Cultural institutions perpetually walk the fine line between preserving too much (to the detriment of creators) and preserving too little (to the detriment of the public). My meeting with the NYPL copyright and information policy coordinators shed great light on how the library as a whole handles such controversial issues in intellectual property.

Before broadly releasing digitized work on the Digital Collections, the rights clearance specialists at NYPL check to see that it is not still in the possession of an active rights-holder. If the status is not immediately evident (such as a clearly effective copyright record), they perform a due-diligence search: tracing the transfer of rights from the creators to today’s heirs as closely as possible. This can include reaching out to family members, estates, and other cultural organizations for contextualizing information. Sometimes, however, there are no identifiable or reachable active rights-holders. In this case, the rights clearance specialists adhere to the practice of “risk analysis,” a theoretical and investigative study in which the public benefits of sharing the material online are weighted against the potential private harm to an unreachable creator. These factors are analyzed on a case-by-case basis. While the material could typically not be disseminated online without express permissions, exceptions are sometimes made in alignment with Library’s ambitions to expand accessibility to these materials, and aided by legal exemptions for cultural institutions, such as with digitization for preservation.
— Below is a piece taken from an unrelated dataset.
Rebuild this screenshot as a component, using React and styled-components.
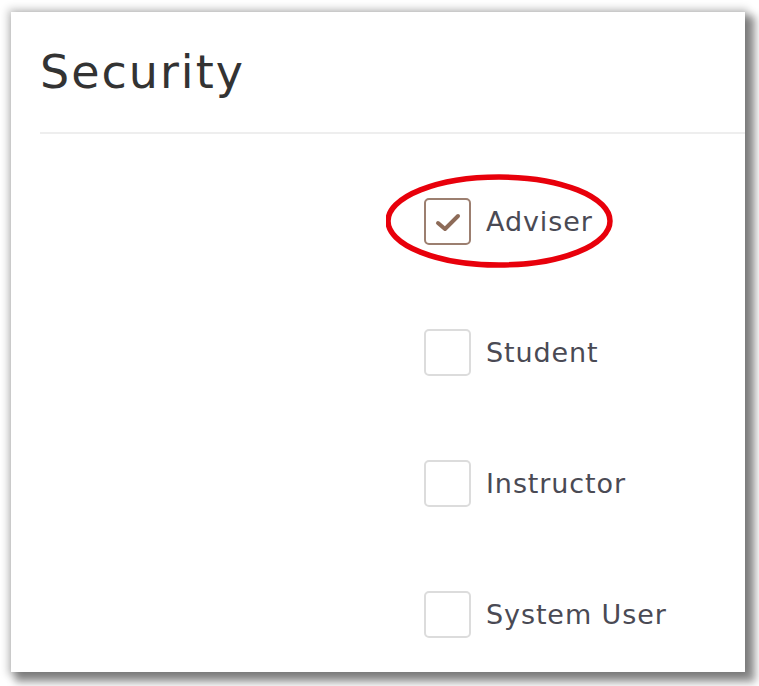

Employing risk analysis while evaluating a video’s potential to be shared exercises a more flexible, human approach in determining how creative work should be shared. By weighing the benefits and consequences to both creator and audience of a potential publication, NYPL is justly prioritizing people over rigid policy. I hope that through these practices, the breadth of dance videos widely shared via the Digital Collections continues to expand, ensuring the preservation and accessibility of these treasures for generations to come.